[Rows from a dataset of pages and code]
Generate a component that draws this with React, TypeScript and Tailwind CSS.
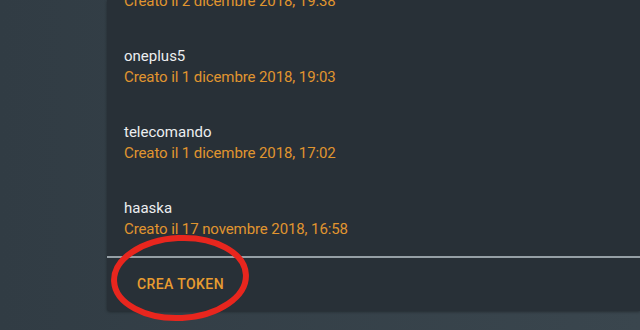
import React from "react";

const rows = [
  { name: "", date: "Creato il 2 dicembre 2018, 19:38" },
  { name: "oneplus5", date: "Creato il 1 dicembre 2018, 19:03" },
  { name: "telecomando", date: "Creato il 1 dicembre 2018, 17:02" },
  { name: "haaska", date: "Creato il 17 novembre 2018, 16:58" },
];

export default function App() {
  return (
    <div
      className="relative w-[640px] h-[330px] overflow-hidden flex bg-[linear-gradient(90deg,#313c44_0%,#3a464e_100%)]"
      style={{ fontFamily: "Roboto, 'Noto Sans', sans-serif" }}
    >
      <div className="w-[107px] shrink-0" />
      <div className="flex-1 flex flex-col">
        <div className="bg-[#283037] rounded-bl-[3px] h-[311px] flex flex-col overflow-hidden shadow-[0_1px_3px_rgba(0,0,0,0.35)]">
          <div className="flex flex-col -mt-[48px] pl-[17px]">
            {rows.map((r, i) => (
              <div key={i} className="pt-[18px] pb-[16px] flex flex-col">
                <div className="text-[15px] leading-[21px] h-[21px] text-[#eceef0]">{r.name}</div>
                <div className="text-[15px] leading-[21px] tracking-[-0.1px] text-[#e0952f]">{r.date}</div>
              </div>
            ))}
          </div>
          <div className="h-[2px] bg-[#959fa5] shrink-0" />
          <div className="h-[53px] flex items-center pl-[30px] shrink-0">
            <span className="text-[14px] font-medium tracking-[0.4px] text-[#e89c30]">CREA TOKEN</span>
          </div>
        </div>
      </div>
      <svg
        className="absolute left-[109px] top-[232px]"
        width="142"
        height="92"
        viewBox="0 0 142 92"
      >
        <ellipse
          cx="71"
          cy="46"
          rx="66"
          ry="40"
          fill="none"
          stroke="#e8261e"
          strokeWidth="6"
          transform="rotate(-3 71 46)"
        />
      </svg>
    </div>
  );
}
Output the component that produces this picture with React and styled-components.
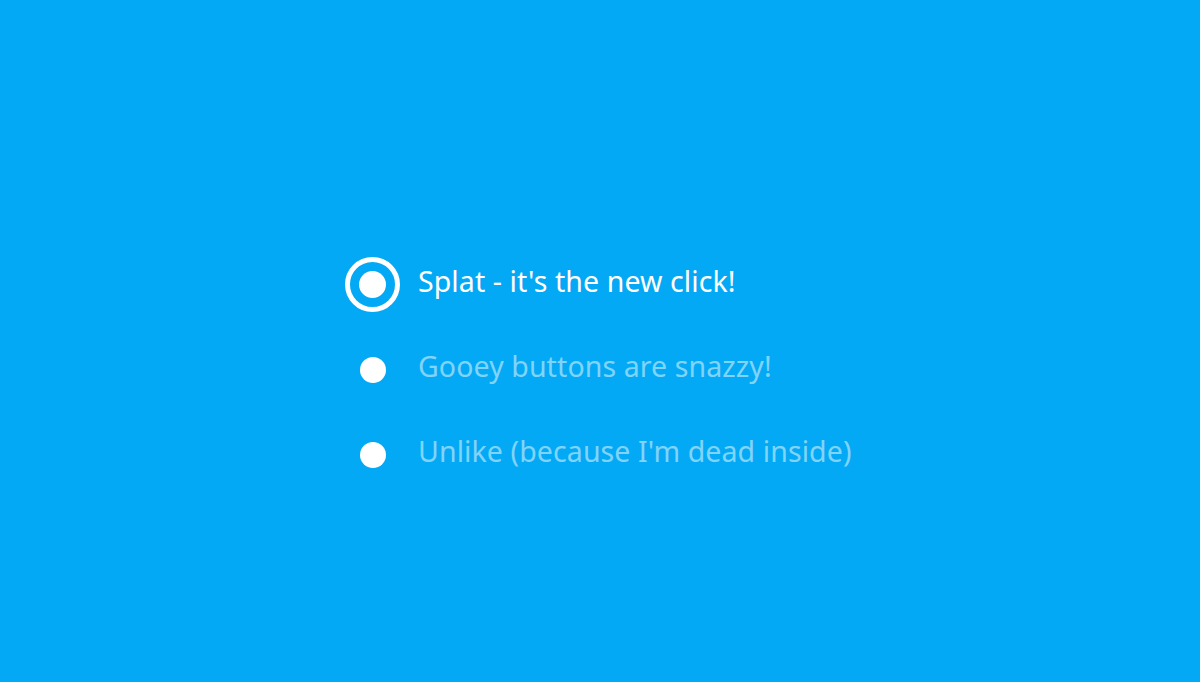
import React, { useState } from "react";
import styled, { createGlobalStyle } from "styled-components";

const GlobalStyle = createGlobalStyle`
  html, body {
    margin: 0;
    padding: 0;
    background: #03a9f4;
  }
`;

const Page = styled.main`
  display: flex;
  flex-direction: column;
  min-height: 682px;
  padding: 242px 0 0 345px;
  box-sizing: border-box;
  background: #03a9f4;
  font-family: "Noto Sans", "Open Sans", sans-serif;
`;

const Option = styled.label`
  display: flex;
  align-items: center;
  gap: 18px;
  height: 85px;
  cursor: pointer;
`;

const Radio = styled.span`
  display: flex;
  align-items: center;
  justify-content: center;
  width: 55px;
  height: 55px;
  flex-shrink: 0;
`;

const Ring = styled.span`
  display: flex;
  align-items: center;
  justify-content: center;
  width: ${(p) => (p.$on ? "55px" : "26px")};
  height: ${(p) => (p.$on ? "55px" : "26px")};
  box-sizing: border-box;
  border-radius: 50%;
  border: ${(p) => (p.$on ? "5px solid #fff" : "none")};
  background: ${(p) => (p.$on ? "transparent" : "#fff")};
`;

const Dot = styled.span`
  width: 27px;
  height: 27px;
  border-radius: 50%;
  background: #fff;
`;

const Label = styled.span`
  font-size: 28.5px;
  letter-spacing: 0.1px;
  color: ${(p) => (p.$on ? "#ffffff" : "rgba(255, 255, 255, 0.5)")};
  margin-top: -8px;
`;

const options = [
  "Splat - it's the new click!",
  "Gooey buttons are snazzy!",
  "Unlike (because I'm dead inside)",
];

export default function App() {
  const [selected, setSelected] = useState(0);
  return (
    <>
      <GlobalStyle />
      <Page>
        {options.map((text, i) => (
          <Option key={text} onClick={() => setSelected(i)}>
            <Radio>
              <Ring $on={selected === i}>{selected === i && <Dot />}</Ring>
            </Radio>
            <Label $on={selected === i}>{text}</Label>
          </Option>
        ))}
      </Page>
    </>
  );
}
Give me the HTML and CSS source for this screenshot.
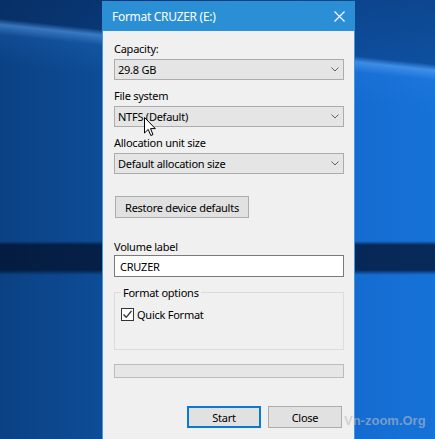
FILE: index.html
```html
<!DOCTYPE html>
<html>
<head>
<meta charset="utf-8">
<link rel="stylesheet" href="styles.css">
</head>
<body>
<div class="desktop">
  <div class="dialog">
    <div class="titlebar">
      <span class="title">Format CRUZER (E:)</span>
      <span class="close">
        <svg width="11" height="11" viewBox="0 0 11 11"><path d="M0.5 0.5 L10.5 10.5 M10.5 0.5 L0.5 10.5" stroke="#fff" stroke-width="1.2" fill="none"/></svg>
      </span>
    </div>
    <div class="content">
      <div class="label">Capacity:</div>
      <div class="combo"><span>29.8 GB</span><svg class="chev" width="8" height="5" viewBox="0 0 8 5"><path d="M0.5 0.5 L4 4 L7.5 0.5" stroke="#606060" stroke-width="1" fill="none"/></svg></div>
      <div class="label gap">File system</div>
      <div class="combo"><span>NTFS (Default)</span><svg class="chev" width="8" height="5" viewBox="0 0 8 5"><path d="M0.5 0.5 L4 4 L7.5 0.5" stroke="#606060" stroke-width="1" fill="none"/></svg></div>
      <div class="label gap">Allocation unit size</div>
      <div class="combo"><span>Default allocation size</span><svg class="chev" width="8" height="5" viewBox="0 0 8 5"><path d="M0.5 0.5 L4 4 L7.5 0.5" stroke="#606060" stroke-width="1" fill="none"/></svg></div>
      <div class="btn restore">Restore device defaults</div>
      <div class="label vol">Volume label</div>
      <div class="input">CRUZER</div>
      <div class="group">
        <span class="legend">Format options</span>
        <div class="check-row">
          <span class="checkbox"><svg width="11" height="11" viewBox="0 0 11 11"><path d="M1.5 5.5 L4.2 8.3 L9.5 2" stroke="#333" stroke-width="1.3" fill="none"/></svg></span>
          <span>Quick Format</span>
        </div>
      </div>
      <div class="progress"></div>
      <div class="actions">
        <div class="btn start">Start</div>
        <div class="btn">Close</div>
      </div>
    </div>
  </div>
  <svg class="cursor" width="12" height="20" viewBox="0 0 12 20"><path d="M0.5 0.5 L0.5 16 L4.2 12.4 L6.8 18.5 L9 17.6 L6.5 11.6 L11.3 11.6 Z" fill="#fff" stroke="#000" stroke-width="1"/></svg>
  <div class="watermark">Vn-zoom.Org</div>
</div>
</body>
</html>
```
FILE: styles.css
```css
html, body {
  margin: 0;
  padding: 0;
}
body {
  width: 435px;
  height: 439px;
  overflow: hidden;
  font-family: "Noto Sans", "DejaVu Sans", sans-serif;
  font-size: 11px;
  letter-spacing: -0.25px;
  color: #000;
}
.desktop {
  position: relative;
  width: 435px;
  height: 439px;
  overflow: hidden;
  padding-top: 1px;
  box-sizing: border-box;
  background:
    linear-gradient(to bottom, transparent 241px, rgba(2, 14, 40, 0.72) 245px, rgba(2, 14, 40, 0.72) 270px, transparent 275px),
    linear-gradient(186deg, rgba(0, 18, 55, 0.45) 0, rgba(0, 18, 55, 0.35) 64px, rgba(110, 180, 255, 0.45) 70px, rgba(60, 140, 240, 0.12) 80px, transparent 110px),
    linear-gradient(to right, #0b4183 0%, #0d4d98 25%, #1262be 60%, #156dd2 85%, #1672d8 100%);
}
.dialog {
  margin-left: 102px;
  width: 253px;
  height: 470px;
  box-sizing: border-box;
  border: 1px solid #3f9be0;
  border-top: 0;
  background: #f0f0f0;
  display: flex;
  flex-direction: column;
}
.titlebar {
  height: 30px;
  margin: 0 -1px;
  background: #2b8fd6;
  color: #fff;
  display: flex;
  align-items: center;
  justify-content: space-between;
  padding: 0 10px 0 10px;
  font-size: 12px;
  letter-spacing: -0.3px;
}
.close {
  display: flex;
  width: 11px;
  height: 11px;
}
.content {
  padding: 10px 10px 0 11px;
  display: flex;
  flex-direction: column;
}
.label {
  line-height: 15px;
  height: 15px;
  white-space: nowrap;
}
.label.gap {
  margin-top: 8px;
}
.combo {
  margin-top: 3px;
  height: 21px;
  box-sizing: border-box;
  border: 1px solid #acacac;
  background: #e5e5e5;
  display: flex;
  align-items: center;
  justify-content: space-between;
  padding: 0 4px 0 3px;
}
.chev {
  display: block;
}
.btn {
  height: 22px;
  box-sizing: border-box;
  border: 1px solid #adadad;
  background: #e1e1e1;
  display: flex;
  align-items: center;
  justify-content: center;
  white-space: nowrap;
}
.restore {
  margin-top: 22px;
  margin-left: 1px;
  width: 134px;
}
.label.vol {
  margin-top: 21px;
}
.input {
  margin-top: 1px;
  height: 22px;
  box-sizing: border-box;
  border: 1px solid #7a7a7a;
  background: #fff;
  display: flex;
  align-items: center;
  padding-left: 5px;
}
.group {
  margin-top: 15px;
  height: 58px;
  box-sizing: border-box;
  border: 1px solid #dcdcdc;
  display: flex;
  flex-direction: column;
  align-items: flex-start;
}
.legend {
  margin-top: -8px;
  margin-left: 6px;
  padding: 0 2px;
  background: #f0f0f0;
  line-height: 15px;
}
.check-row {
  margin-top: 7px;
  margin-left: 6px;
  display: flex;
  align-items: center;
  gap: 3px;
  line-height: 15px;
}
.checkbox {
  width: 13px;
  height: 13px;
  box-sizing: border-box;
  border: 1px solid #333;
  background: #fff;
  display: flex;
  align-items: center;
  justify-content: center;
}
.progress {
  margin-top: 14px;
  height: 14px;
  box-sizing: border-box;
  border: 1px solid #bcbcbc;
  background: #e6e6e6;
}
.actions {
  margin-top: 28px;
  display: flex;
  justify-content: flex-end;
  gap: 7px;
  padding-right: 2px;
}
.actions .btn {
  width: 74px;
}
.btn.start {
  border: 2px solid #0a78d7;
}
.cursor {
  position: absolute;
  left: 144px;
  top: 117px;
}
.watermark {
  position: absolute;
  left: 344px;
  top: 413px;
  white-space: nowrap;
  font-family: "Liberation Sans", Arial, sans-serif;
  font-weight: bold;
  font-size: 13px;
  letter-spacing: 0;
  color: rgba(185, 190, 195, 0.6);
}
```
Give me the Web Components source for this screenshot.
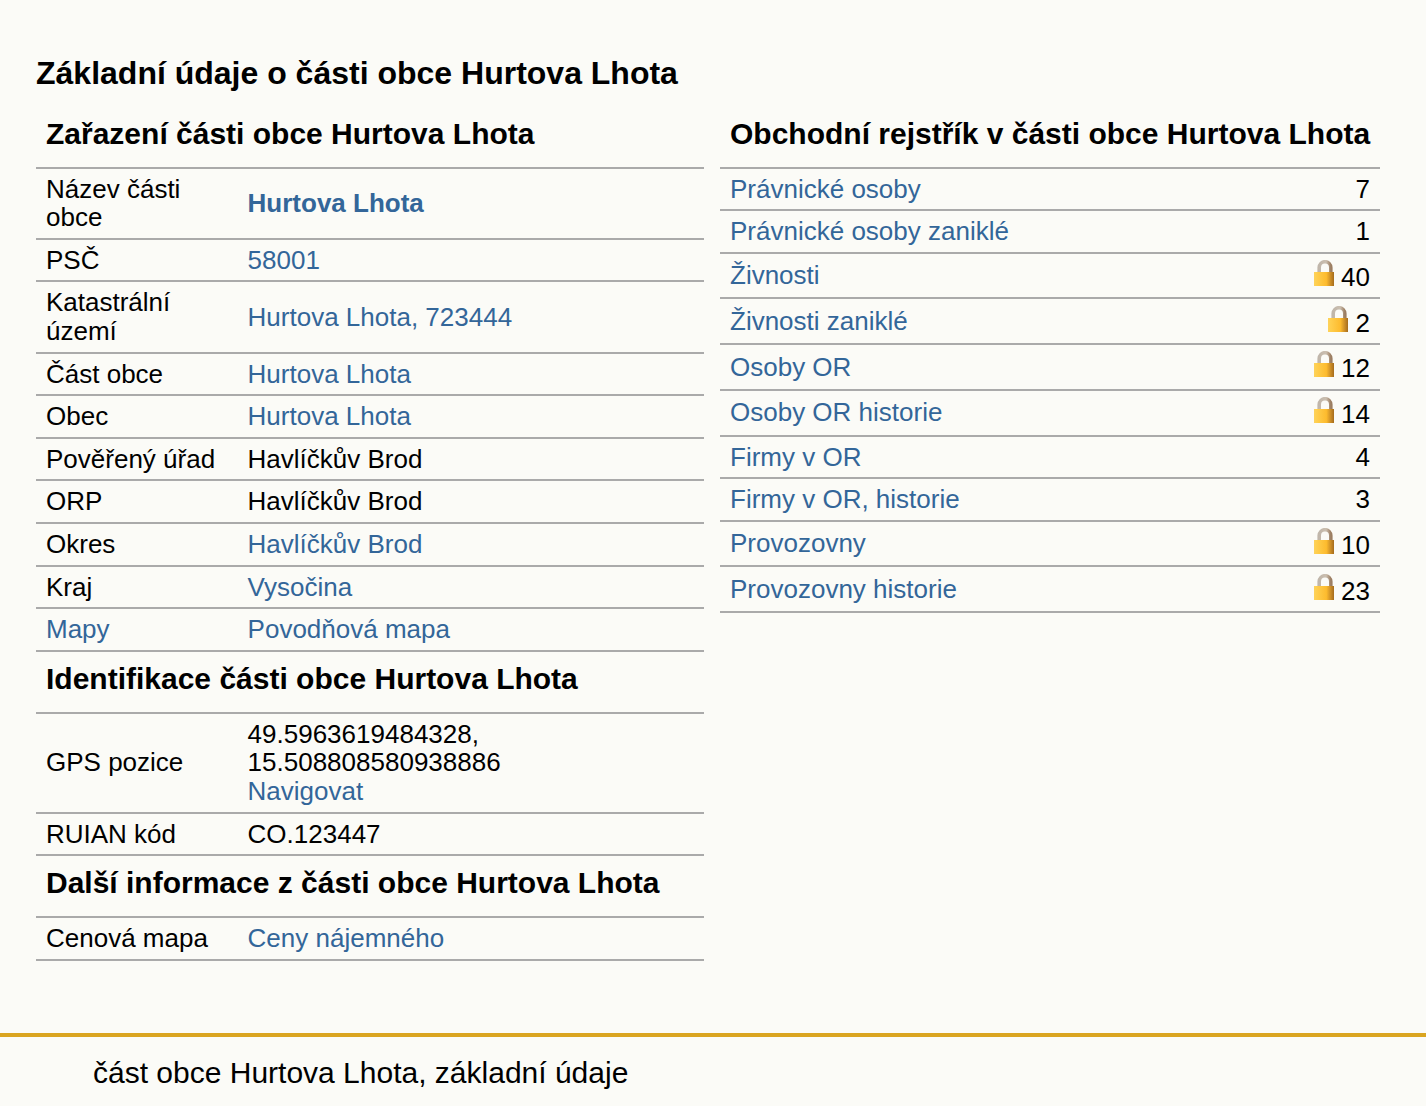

* What is needed
Everything from the top line of the data down to and including the line with "import React from" is to be copied, except the pictures.

* Task response
Generate a component that draws this with React, TypeScript and Tailwind CSS.
import React from "react";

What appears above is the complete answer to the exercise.